Shopping at Walmart......Do you really want your picture in one of those "People of Walmart" emails?

This could almost get me to watching TV again.......


----------



## NDVA HAYMAN

Chessiedog said:


> Why is it is it always raining in those commercials ?


it's symbolizes the tears of joy once they figured out what it was for. Couldn't help it either.


----------



## Grateful11

We had to endure those Viagra crap ads from Conservative Bob Dole when our two were young, no DVR's in the house then. I thought they were the most ridiculous ads I'd ever seen and coming from Bob Dole to top it off.

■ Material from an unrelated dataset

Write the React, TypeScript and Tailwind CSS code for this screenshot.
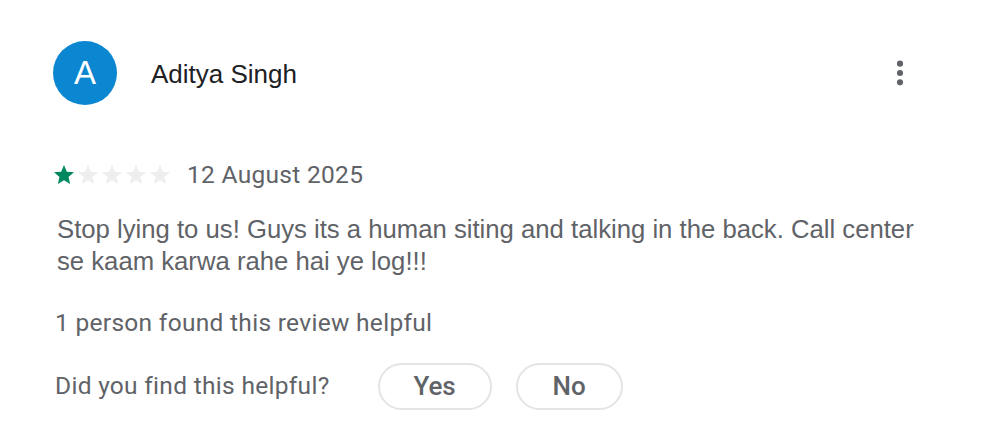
import React from "react";

const Star: React.FC<{ filled: boolean }> = ({ filled }) => (
  <svg viewBox="0 0 24 24" className="w-6 h-6">
    <path
      d="M12 17.27L18.18 21l-1.64-7.03L22 9.24l-7.19-.61L12 2 9.19 8.63 2 9.24l5.46 4.73L5.82 21z"
      fill={filled ? "#01875f" : "#eceef0"}
    />
  </svg>
);

const App: React.FC = () => {
  return (
    <div className="w-[1000px] h-[439px] bg-white pl-[53px] pr-[84px] pt-[41px] font-['Roboto',sans-serif] text-[#5f6368]">
      <header className="flex items-center justify-between">
        <div className="flex items-center">
          <div className="w-16 h-16 rounded-full bg-[#0b86d0] flex items-center justify-center text-white text-[33px] font-['Liberation_Sans',sans-serif]">
            A
          </div>
          <span className="ml-[34px] mt-[2px] text-[26px] text-[#202124] font-['Liberation_Sans',sans-serif]">
            Aditya Singh
          </span>
        </div>
        <svg viewBox="0 0 24 24" className="w-8 h-8 -mt-[1px]" fill="#5f6368">
          <circle cx="12" cy="5" r="2.3" />
          <circle cx="12" cy="12" r="2.3" />
          <circle cx="12" cy="19" r="2.3" />
        </svg>
      </header>

      <div className="flex items-center mt-[52px]">
        <div className="flex -ml-[1px]">
          <Star filled />
          <Star filled={false} />
          <Star filled={false} />
          <Star filled={false} />
          <Star filled={false} />
        </div>
        <span className="ml-[15px] text-[24.5px] tracking-[0.3px]">12 August 2025</span>
      </div>

      <p className="mt-[19px] ml-[4px] text-[25.7px] leading-[32px] whitespace-nowrap font-['Liberation_Sans',sans-serif]">
        Stop lying to us! Guys its a human siting and talking in the back. Call center
        <br />
        se kaam karwa rahe hai ye log!!!
      </p>

      <p className="mt-[28px] ml-[2px] text-[24.5px] tracking-[0.3px]">
        1 person found this review helpful
      </p>

      <div className="flex items-center mt-[21px] ml-[2px]">
        <span className="text-[24.5px] tracking-[0.3px]">Did you find this helpful?</span>
        <button className="ml-[48px] w-[114px] h-[47px] rounded-full border-2 border-[#e3e4e6] text-[26px] font-medium text-[#5f6368]">
          Yes
        </button>
        <button className="ml-[24px] w-[107px] h-[47px] rounded-full border-2 border-[#e3e4e6] text-[26px] font-medium text-[#5f6368]">
          No
        </button>
      </div>
    </div>
  );
};

export default App;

They got frickin' pills for almost everything these days, ever listen to some of the side effects, they're worse than the sickness you may have that you need the pill for.


----------



## rjmoses

I just want to meet a woman who can, or will, go four hours!

Ralph


----------



## JD3430

Grateful11 said:


> We had to endure those Viagra crap ads from Conservative Bob Dole when our two were young, no DVR's in the house then. I thought they were the most ridiculous ads I'd ever seen and coming from Bob Dole to top it off.
> 
> They got frickin' pills for almost everything these days, ever listen to some of the side effects, they're worse than the sickness you may have that you need the pill for.


"Conservative Bob Dole" ?
Puh-leaseee!!!!!!
There's a Rhino if there ever was one.


----------



## ontario hay man

rjmoses said:


> I just want to meet a woman who can, or will, go four hours!
> 
> Ralph


I never heard of any guy goin to the hospital when it last more then 4 hours lol.


----------



## FCF

ontario hay man said:


> I never heard of any guy goin to the hospital when it last more then 4 hours lol.


 Guy I worked with who now lives in Ireland sent me a link to a newspaper aticle last year of a guy who DIED from taking multiple doses of Viagra while trying to please female "friends". Bet they wish he had gone to the hospital or listened to the side effect warnings. Once again it isn't wise to mess with Mother Nature.


----------